In 1147, Afonso Henriques, Portugal's first king, battled the Moors and took over the city for the Portuguese.
This Romanesque cathedral was built on the site of a Moorish mosque by order of the King. Construction began in 1150.
The Se is quite extensive. At first glance, you think there's not much to see except the facade, but there is more.
There are ruins in the main cloisters that have been excavated. Evidence has been found that dates to Roman, Arab, and Medieval periods.
The treasury is worth the minimal entry price. You will see silver, relics, manuscripts, and statues. Many original treasures were lost in the earthquake of 1755.

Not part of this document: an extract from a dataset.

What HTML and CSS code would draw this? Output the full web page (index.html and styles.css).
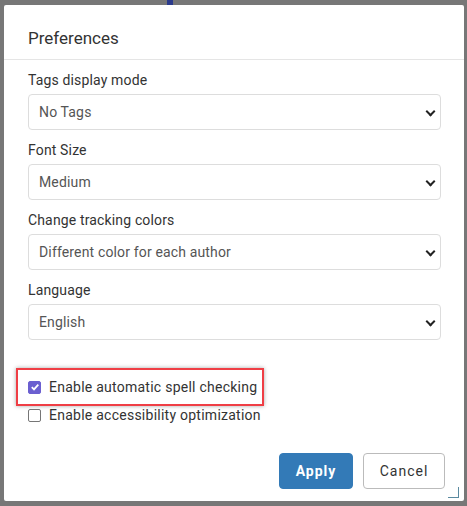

There are quite a few small altars and niches containing the ancient, gothic tombs of wealthy Lisboans. The tombs are decorated with their coats-of-arms.
St. Anthony was born near the Cathedral and was baptized in the Se in 1195.
Take trolley # 28 up to the Se in the Alfama.
Make sure to put this on your list of things to do in Lisbon. The Cathedral is a huge and impressive structure.
I take the trolley, get out at St. Anthony's Church, visit it, and then go the the Se.
Each visit gives me more information about this huge edifice and its history, and the history of beautiful, ancient, cosmopolitan Lisbon.